- [Supplied data]
===============

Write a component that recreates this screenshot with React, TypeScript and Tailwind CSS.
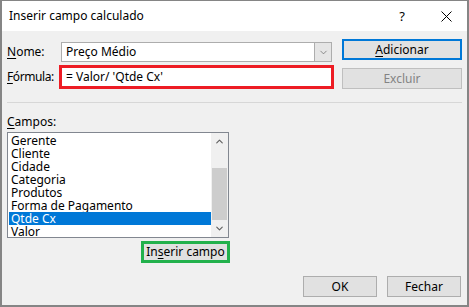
import { ChevronDown, ChevronUp } from "lucide-react";

// Dialog "Inserir campo calculado" (Excel pivot table)

const campos = ["Gerente", "Cliente", "Cidade", "Categoria", "Produtos", "Forma de Pagamento", "Qtde Cx", "Valor"];

function WinButton({ children, className = "" }: { children: React.ReactNode; className?: string }) {
    return (
        <div className={`flex items-center justify-center h-[21px] bg-[#e1e1e1] border border-[#adadad] text-[12px] ${className}`}>
            {children}
        </div>
    );
}

export default function App() {
    return (
        <div className="w-[469px] h-[307px] flex flex-col bg-[#f0f0f0] border-t border-x-2 border-b-2 border-[#858585] font-['Noto_Sans',sans-serif] text-[12px] text-black leading-4">
            {/* Title bar */}
            <div className="h-[30px] shrink-0 bg-white flex items-center pl-[7px]">
                <span className="text-[12px]">Inserir campo calculado</span>
                <span className="ml-auto text-[13px] mr-[36px]">?</span>
                <svg width="11" height="11" viewBox="0 0 11 11" className="mr-[15px]">
                    <path d="M0.5 0.5 L10.5 10.5 M10.5 0.5 L0.5 10.5" stroke="#000" strokeWidth="1" />
                </svg>
            </div>

            {/* Body */}
            <div className="flex flex-col px-[5px]">
                <div className="flex gap-[8px]">
                    <div className="w-[327px] flex flex-col">
                        <div className="flex items-center mt-[11px] h-[20px]">
                            <span className="w-[52px]"><span className="underline underline-offset-2">N</span>ome:</span>
                            <div className="ml-[2px] w-[271px] h-[20px] flex bg-white border border-[#adadad]">
                                <span className="flex-1 pl-[4px] leading-[18px]">Preço Médio</span>
                                <div className="w-[17px] flex items-center justify-center bg-[#e5e5e5] border-l border-[#adadad]">
                                    <ChevronDown size={11} strokeWidth={1.5} color="#606060" />
                                </div>
                            </div>
                        </div>
                        <div className="flex items-center mt-[3px] h-[24px]">
                            <span className="w-[52px] tracking-[-0.4px]"><span className="underline underline-offset-2">F</span>órmula:</span>
                            <div className="w-[275px] h-[24px] bg-white border-[3px] border-[#ed1c24] pl-[4px] leading-[18px]">
                                = Valor/ 'Qtde Cx'
                            </div>
                        </div>
                    </div>
                    <div className="w-[120px] flex flex-col">
                        <div className="mt-[8px] h-[21px] flex items-center justify-center bg-[#e1e1e1] border-2 border-[#0078d7]">
                            <span><span className="underline underline-offset-2">A</span>dicionar</span>
                        </div>
                        <WinButton className="mt-[8px] text-[#838383] border-[#bfbfbf]">Excluir</WinButton>
                    </div>
                </div>

                <div className="mt-[13px] h-px bg-[#d7d7d7]" />

                <div className="mt-[11px] h-[16px]"><span className="underline underline-offset-2">C</span>ampos:</div>

                {/* Listbox */}
                <div className="mt-[2px] w-[222px] h-[106px] flex bg-white border border-[#828790]">
                    <div className="flex-1 flex flex-col pt-[1px] pl-[1px]">
                        {campos.map((c) => (
                            <div
                                key={c}
                                className={`h-[13px] leading-[13px] pl-[2px] ${c === "Qtde Cx" ? "bg-[#0078d7] text-white" : ""}`}
                            >
                                {c}
                            </div>
                        ))}
                    </div>
                    <div className="w-[17px] flex flex-col bg-[#f0f0f0]">
                        <div className="h-[17px] flex items-center justify-center">
                            <ChevronUp size={11} strokeWidth={2.5} color="#606060" />
                        </div>
                        <div className="mt-[18px] mx-px h-[52px] bg-[#cdcdcd]" />
                        <div className="mt-auto h-[17px] flex items-center justify-center">
                            <ChevronDown size={11} strokeWidth={2.5} color="#606060" />
                        </div>
                    </div>
                </div>

                <div className="mt-[3px] ml-[134px] w-[89px] h-[22px] flex items-center justify-center bg-[#e1e1e1] border-[3px] border-[#22b14c]">
                    <span>In<span className="underline underline-offset-2">s</span>erir campo</span>
                </div>

                <div className="mt-[13px] flex justify-end gap-[10px] mr-[1px]">
                    <WinButton className="w-[74px]">OK</WinButton>
                    <WinButton className="w-[74px]">Fechar</WinButton>
                </div>
            </div>
        </div>
    );
}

===============

Write out every line above exactly as it is, leaving out the pictures.

- [In response]
Write a component that recreates this screenshot with React, TypeScript and Tailwind CSS.
import { ChevronDown, ChevronUp } from "lucide-react";

// Dialog "Inserir campo calculado" (Excel pivot table)

const campos = ["Gerente", "Cliente", "Cidade", "Categoria", "Produtos", "Forma de Pagamento", "Qtde Cx", "Valor"];

function WinButton({ children, className = "" }: { children: React.ReactNode; className?: string }) {
    return (
        <div className={`flex items-center justify-center h-[21px] bg-[#e1e1e1] border border-[#adadad] text-[12px] ${className}`}>
            {children}
        </div>
    );
}

export default function App() {
    return (
        <div className="w-[469px] h-[307px] flex flex-col bg-[#f0f0f0] border-t border-x-2 border-b-2 border-[#858585] font-['Noto_Sans',sans-serif] text-[12px] text-black leading-4">
            {/* Title bar */}
            <div className="h-[30px] shrink-0 bg-white flex items-center pl-[7px]">
                <span className="text-[12px]">Inserir campo calculado</span>
                <span className="ml-auto text-[13px] mr-[36px]">?</span>
                <svg width="11" height="11" viewBox="0 0 11 11" className="mr-[15px]">
                    <path d="M0.5 0.5 L10.5 10.5 M10.5 0.5 L0.5 10.5" stroke="#000" strokeWidth="1" />
                </svg>
            </div>

            {/* Body */}
            <div className="flex flex-col px-[5px]">
                <div className="flex gap-[8px]">
                    <div className="w-[327px] flex flex-col">
                        <div className="flex items-center mt-[11px] h-[20px]">
                            <span className="w-[52px]"><span className="underline underline-offset-2">N</span>ome:</span>
                            <div className="ml-[2px] w-[271px] h-[20px] flex bg-white border border-[#adadad]">
                                <span className="flex-1 pl-[4px] leading-[18px]">Preço Médio</span>
                                <div className="w-[17px] flex items-center justify-center bg-[#e5e5e5] border-l border-[#adadad]">
                                    <ChevronDown size={11} strokeWidth={1.5} color="#606060" />
                                </div>
                            </div>
                        </div>
                        <div className="flex items-center mt-[3px] h-[24px]">
                            <span className="w-[52px] tracking-[-0.4px]"><span className="underline underline-offset-2">F</span>órmula:</span>
                            <div className="w-[275px] h-[24px] bg-white border-[3px] border-[#ed1c24] pl-[4px] leading-[18px]">
                                = Valor/ 'Qtde Cx'
                            </div>
                        </div>
                    </div>
                    <div className="w-[120px] flex flex-col">
                        <div className="mt-[8px] h-[21px] flex items-center justify-center bg-[#e1e1e1] border-2 border-[#0078d7]">
                            <span><span className="underline underline-offset-2">A</span>dicionar</span>
                        </div>
                        <WinButton className="mt-[8px] text-[#838383] border-[#bfbfbf]">Excluir</WinButton>
                    </div>
                </div>

                <div className="mt-[13px] h-px bg-[#d7d7d7]" />

                <div className="mt-[11px] h-[16px]"><span className="underline underline-offset-2">C</span>ampos:</div>

                {/* Listbox */}
                <div className="mt-[2px] w-[222px] h-[106px] flex bg-white border border-[#828790]">
                    <div className="flex-1 flex flex-col pt-[1px] pl-[1px]">
                        {campos.map((c) => (
                            <div
                                key={c}
                                className={`h-[13px] leading-[13px] pl-[2px] ${c === "Qtde Cx" ? "bg-[#0078d7] text-white" : ""}`}
                            >
                                {c}
                            </div>
                        ))}
                    </div>
                    <div className="w-[17px] flex flex-col bg-[#f0f0f0]">
                        <div className="h-[17px] flex items-center justify-center">
                            <ChevronUp size={11} strokeWidth={2.5} color="#606060" />
                        </div>
                        <div className="mt-[18px] mx-px h-[52px] bg-[#cdcdcd]" />
                        <div className="mt-auto h-[17px] flex items-center justify-center">
                            <ChevronDown size={11} strokeWidth={2.5} color="#606060" />
                        </div>
                    </div>
                </div>

                <div className="mt-[3px] ml-[134px] w-[89px] h-[22px] flex items-center justify-center bg-[#e1e1e1] border-[3px] border-[#22b14c]">
                    <span>In<span className="underline underline-offset-2">s</span>erir campo</span>
                </div>

                <div className="mt-[13px] flex justify-end gap-[10px] mr-[1px]">
                    <WinButton className="w-[74px]">OK</WinButton>
                    <WinButton className="w-[74px]">Fechar</WinButton>
                </div>
            </div>
        </div>
    );
}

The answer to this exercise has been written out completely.